Well CSS was invented by "browser standards people" to make design easier and more powerful. (Blame browser bugs and incompatibilities for making them more difficult than necessary to use.)

Microsofts inventions (Ajax, drag-drop, contentEditable) were more targeted towards application development than design.


Maybe you're misunderstanding - many of the new CSS3 properties that make life easier for designers implement features that IE has had since IE6 and even earlier. Standards-compliant browser developers are only catching up now.


HTML5 was never about designers. It's all about functional interfaces for web applications.

http://www.w3.org/2004/04/webapps-cdf-ws/papers/opera.html

You won't find anything in there about facilitating graphic designers.


Alternately, if Microsoft had consulted with designers and users, and been less hostile to the concept of standards those features would actually have been used. At the time, however, they were in full strangulation mode and things like directly porting truly horrid Windows APIs (all DirectX features, drag and drop, rich text editing, etc.) was considered a feature because it made it much harder for anyone else to implement those for a competing browser or platform.

The Web basically lost a decade thanks to browser vendors, particularly Microsoft, trying lock-in games.
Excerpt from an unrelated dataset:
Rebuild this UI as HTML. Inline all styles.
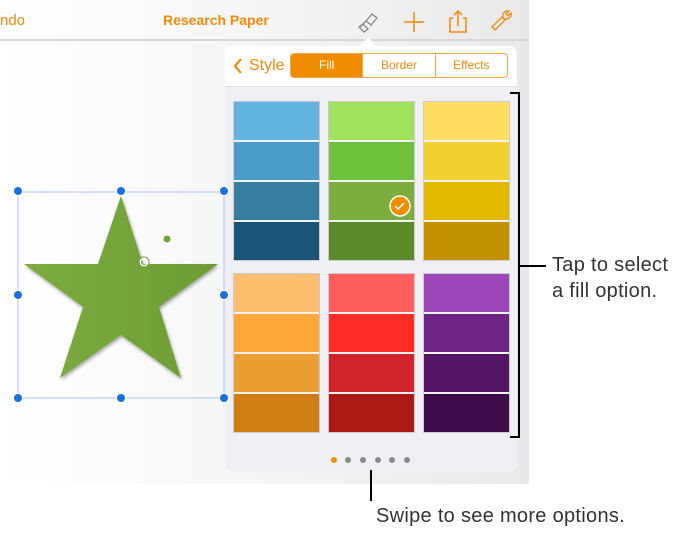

The OSS browsers are the only thing which saved it since none of the old corporate players valued quality or performance as much as market-share (and, consequently, OS licenses or advertising).


> Reading this, it occurs to me that designers probably had little to no input into the creation of HTML and CSS.

You're right, and I think this makes sense given the history that Mark recounts. Originally, HTML was a format for marking up documents. I imagine there weren't many designers interested in improving a document markup language.

Only in the last ten years, with HTML becoming a common way to build business websites and then full applications, has the widespread involvement of designers in building web pages become commonplace. When HTML and CSS were formulated in the 1990s, there weren't any "web designers" to speak of.